Add support for infinity values from sas7bdat files
Recommendation within SAS is to store infinity and negative infinity as the special missing values .I and .M respectively:
https://documentation.sas.com/doc/en/imlug/15.2/imlug_r_sect019.htm
Currently when using haven::read_sas() everything just gets read in as NA with no distinction
data outlib.test_special_values;
input
my_int
my_float
;
if _N_ = 1 then do;
my_int = .; /* Missing */
my_float = .; /* Missing */
end;
else if _N_ = 2 then do;
my_int = .I; /* Infinity */
my_float = .I; /* Infinity */
end;
else if _N_ = 3 then do;
my_int = .N; /* Not a Number */
my_float = .N; /* Not a Number */
end;
else if _N_ = 4 then do;
my_int = .M; /* Minus Infinity */
my_float = .M; /* Minus Infinity */
end;
datalines;
. .
. .
. .
. .
;
run;
> haven::read_sas("data/test_special_values.sas7bdat")
# A tibble: 4 × 2
my_int my_float
<dbl> <dbl>
1 NA NA
2 NA NA
3 NA NA
4 NA NA
That being said I wasn't sure if this needed to be raised upstream first with readstat, I wasn't able to see any obvious functions / metadata that would disambiguate between the different missings.
Hi @gowerc,
You can access the underlying tagged NA value using the tagged_na() functions.

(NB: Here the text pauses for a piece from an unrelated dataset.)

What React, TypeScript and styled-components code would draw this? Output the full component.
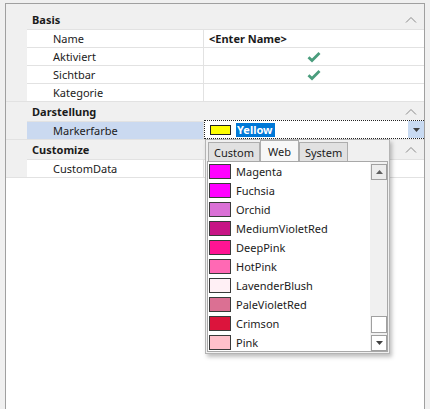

To check for a particular value you can use for e.g. is_tagged_na(var, "i") (note that all tagged values come in as lower case), so to do the conversion you could do something like:
library(dplyr)
library(haven)
dat <- read_sas("data/test_special_values.sas7bdat")
convert_tagged_na <- function(x) {
case_when(
is_tagged_na(x, "i") ~ Inf,
is_tagged_na(x, "m") ~ -Inf,
is_tagged_na(x, "n") ~ NaN,
.default = x
)
}
dat |>
mutate(across(where(is.numeric), convert_tagged_na))
Makes sense, thank you !